Werfel noted that only a “fraction” of the documents being reviewed by 70 IRS attorneys working full time on handling the requests “will ultimately be produced.”
IRS inspector general: Liberals also on target list
Alluding to Issa’s complaint of “excessive redactions” in documents handed over to investigators, Werfel stressed that the IRS “is taking its obligations to protect the confidentiality of tax returns … very seriously.”
During the hearing, Issa said Werfel’s interpretation of the statute dealing with tax privacy and redactions “is so broad that you’re delivering no meaningful information.”
Issa and other Republicans have insisted for months that after President Barack Obama was first elected, the IRS began intentionally targeting conservative outfits seeking tax-exempt status.

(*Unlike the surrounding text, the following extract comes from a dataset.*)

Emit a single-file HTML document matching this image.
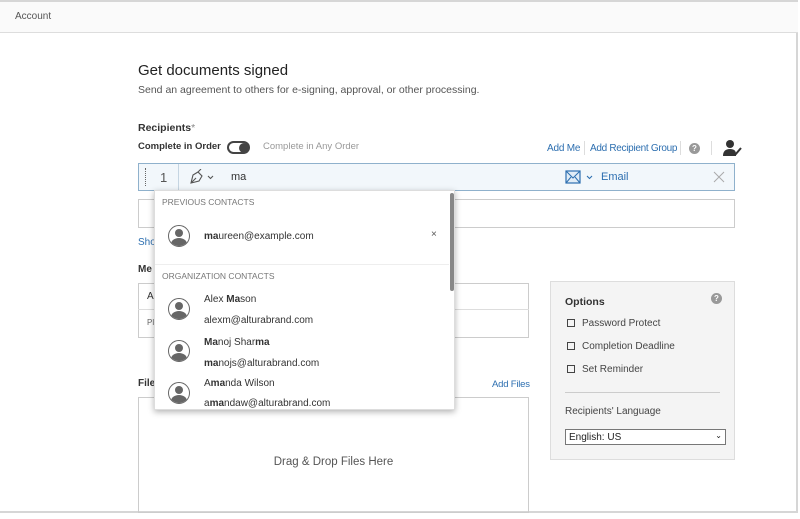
<!DOCTYPE html>
<html><head><style>
*{box-sizing:border-box;margin:0;padding:0}
body{width:800px;height:519px;background:#fff;font-family:"Liberation Sans",sans-serif;color:#333;position:relative;overflow:hidden}
.a{position:absolute}
.lnk{color:#2d6fb0;font-size:10px}
.av{position:absolute;width:22px;height:22px;border-radius:50%;border:1.5px solid #666;overflow:hidden;background:#fff}
.av:before{content:"";position:absolute;left:6px;top:3px;width:8px;height:8px;border-radius:50%;background:#666}
.av:after{content:"";position:absolute;left:2px;top:12px;width:16px;height:12px;border-radius:50%;background:#666}
.cb{position:absolute;width:8px;height:8px;border:1.3px solid #444}
</style></head><body>
<div class="a" style="left:0;top:0;width:798px;height:513px;border-right:2px solid #d6d6d6;border-bottom:2px solid #d6d6d6"></div>
<div class="a" style="left:0;top:0;width:798px;height:33px;background:#fafafa;border-bottom:1px solid #ddd;border-top:2px solid #d6d6d6"></div>
<div class="a" style="left:15px;top:11px;font-size:10px;color:#555">Account</div>
<div class="a" style="left:138px;top:62px;font-size:15px;color:#222">Get documents signed</div>
<div class="a" style="left:138px;top:84px;font-size:10.5px;color:#555">Send an agreement to others for e-signing, approval, or other processing.</div>
<div class="a" style="left:138px;top:122px;font-size:10.5px;font-weight:bold;color:#333">Recipients<span style="color:#888;font-weight:normal">*</span></div>
<div class="a" style="left:138px;top:141px;font-size:9.5px;font-weight:bold;color:#333">Complete in Order</div>
<div class="a" style="left:227px;top:141px;width:23px;height:13px;border-radius:7px;border:2px solid #444;background:#fff"></div>
<div class="a" style="left:239px;top:143px;width:10px;height:10px;border-radius:5px;background:#444"></div>
<div class="a" style="left:263px;top:141px;font-size:9.5px;color:#999">Complete in Any Order</div>
<div class="a lnk" style="left:547px;top:143px;letter-spacing:-0.2px">Add Me</div>
<div class="a" style="left:584px;top:141px;width:1px;height:14px;background:#ddd"></div>
<div class="a lnk" style="left:590px;top:143px;letter-spacing:-0.3px">Add Recipient Group</div>
<div class="a" style="left:680px;top:141px;width:1px;height:14px;background:#ddd"></div>
<div class="a" style="left:689px;top:143px;width:11px;height:11px;border-radius:50%;background:#999;color:#fff;font-size:8px;text-align:center;line-height:11px;font-weight:bold">?</div>
<div class="a" style="left:711px;top:141px;width:1px;height:14px;background:#ddd"></div>
<svg class="a" style="left:722px;top:139px" width="20" height="18"><circle cx="8" cy="5" r="4" fill="#333"/><path d="M1 17 Q1 10 8 10 Q14 10 14 15 L14 17Z" fill="#333"/><path d="M13 16 L19 9" stroke="#333" stroke-width="2"/></svg>
<div class="a" style="left:138px;top:163px;width:597px;height:28px;background:#f2f7fb;border:1px solid #8fb1cc"></div>
<div class="a" style="left:145px;top:168px;height:18px;border-left:1px dotted #666"></div>
<div class="a" style="left:160px;top:170px;font-size:13px;color:#555">1</div>
<div class="a" style="left:178px;top:164px;width:1px;height:26px;background:#c5d5e2"></div>
<svg class="a" style="left:189px;top:169px" width="28" height="16"><path d="M2 14 L4 6 L9 3 L13 7 L10 12 Z M2 14 L7 9 M9 3 L12 0" stroke="#555" fill="none" stroke-width="1.1"/><path d="M19 7 L21.5 9.5 L24 7" stroke="#555" fill="none" stroke-width="1.1"/></svg>
<div class="a" style="left:231px;top:171px;font-size:11px;color:#333">ma</div>
<svg class="a" style="left:565px;top:170px" width="32" height="14"><rect x="1" y="1" width="14" height="12" fill="#e0ecf6" stroke="#2d6fb0" stroke-width="1.2"/><path d="M1 1 L8 8 L15 1 M1 13 L6 7 M15 13 L10 7" stroke="#2d6fb0" fill="none"/><path d="M22 6 L24.5 8.5 L27 6" stroke="#2d6fb0" fill="none" stroke-width="1.1"/></svg>
<div class="a" style="left:601px;top:171px;font-size:11px;color:#2d6fb0">Email</div>
<svg class="a" style="left:713px;top:171px" width="12" height="12"><path d="M1 1L11 11M11 1L1 11" stroke="#aaa" stroke-width="1"/></svg>
<div class="a" style="left:138px;top:199px;width:597px;height:29px;border:1px solid #ccc"></div>
<div class="a lnk" style="left:138px;top:237px">Sho</div>
<div class="a" style="left:138px;top:264px;font-size:10px;font-weight:bold">Me</div>
<div class="a" style="left:138px;top:283px;width:391px;height:55px;border:1px solid #ccc"></div>
<div class="a" style="left:138px;top:309px;width:391px;height:1px;background:#ddd"></div>
<div class="a" style="left:147px;top:291px;font-size:10px">A</div>
<div class="a" style="left:147px;top:318px;font-size:8px;color:#666">Pl</div>
<div class="a" style="left:138px;top:378px;font-size:10px;font-weight:bold">File</div>
<div class="a lnk" style="left:492px;top:379px;font-size:9.5px;letter-spacing:-0.2px">Add Files</div>
<div class="a" style="left:138px;top:397px;width:391px;height:116px;border:1px solid #ccc"></div>
<div class="a" style="left:138px;top:456px;width:391px;text-align:center;font-size:11.5px;color:#555">Drag &amp; Drop Files Here</div>
<div class="a" style="left:550px;top:281px;width:185px;height:179px;background:#f4f4f4;border:1px solid #ddd"></div>
<div class="a" style="left:565px;top:296px;font-size:10.5px;font-weight:bold">Options</div>
<div class="a" style="left:711px;top:293px;width:11px;height:11px;border-radius:50%;background:#999;color:#fff;font-size:8px;text-align:center;line-height:11px;font-weight:bold">?</div>
<div class="cb" style="left:567px;top:319px"></div><div class="a" style="left:582px;top:318px;font-size:10px;color:#444">Password Protect</div>
<div class="cb" style="left:567px;top:342px"></div><div class="a" style="left:582px;top:341px;font-size:10px;color:#444">Completion Deadline</div>
<div class="cb" style="left:567px;top:365px"></div><div class="a" style="left:582px;top:364px;font-size:10px;color:#444">Set Reminder</div>
<div class="a" style="left:565px;top:392px;width:155px;height:1px;background:#ccc"></div>
<div class="a" style="left:565px;top:406px;font-size:10px;color:#444">Recipients' Language</div>
<div class="a" style="left:565px;top:429px;width:161px;height:16px;background:#fff;border:1px solid #777;font-size:10px;padding:2px 3px;color:#222">English: US<span style="position:absolute;right:3px;top:1px;font-size:8px">&#8964;</span></div>
<div class="a" style="left:154px;top:190px;width:301px;height:220px;background:#fff;box-shadow:0 2px 6px rgba(0,0,0,.3);border:1px solid #ddd;overflow:hidden">
<div class="a" style="left:295px;top:2px;width:4px;height:98px;background:#888;border-radius:2px"></div>
<div class="a" style="left:7px;top:6px;font-size:8.5px;color:#777">PREVIOUS CONTACTS</div>
<div class="av" style="left:13px;top:34px"></div>
<div class="a" style="left:49px;top:40px;font-size:10px"><b>ma</b>ureen@example.com</div>
<div class="a" style="left:276px;top:38px;font-size:10px;color:#555">×</div>
<div class="a" style="left:0;top:73px;width:294px;height:1px;background:#eee"></div>
<div class="a" style="left:7px;top:80px;font-size:8.5px;color:#777">ORGANIZATION CONTACTS</div>
<div class="av" style="left:13px;top:107px"></div>
<div class="a" style="left:49px;top:103px;font-size:10px">Alex <b>Ma</b>son</div>
<div class="a" style="left:49px;top:124px;font-size:10px">alexm@alturabrand.com</div>
<div class="av" style="left:13px;top:149px"></div>
<div class="a" style="left:49px;top:146px;font-size:10px"><b>Ma</b>noj Shar<b>ma</b></div>
<div class="a" style="left:49px;top:167px;font-size:10px"><b>ma</b>nojs@alturabrand.com</div>
<div class="av" style="left:13px;top:191px"></div>
<div class="a" style="left:49px;top:187px;font-size:10px">A<b>ma</b>nda Wilson</div>
<div class="a" style="left:49px;top:207px;font-size:10px">a<b>ma</b>ndaw@alturabrand.com</div>
</div>
</body></html>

House GOP leaders have worked hard to keep the matter in the headlines, and have encouraged their members to discuss it during Congress’s five-week summer recess.
Before leaving Washington on Friday, House Republicans passed a bill that would prevent the IRS from implementing or enforcing any provisions in Obama’s health care reform law. The measure, which has no chance of clearing the Democratic-controlled Senate, was passed purely to help bolster the GOP’s message.
Democrats insist the IRS improperly scrutinized groups on both the left and right as part of a clumsy attempt to administer unclear election-related tax laws.
At a speech in his home state of Illinois last week, Obama ripped what he labeled Washington’s “endless parade of distractions, political posturing and phony scandals.”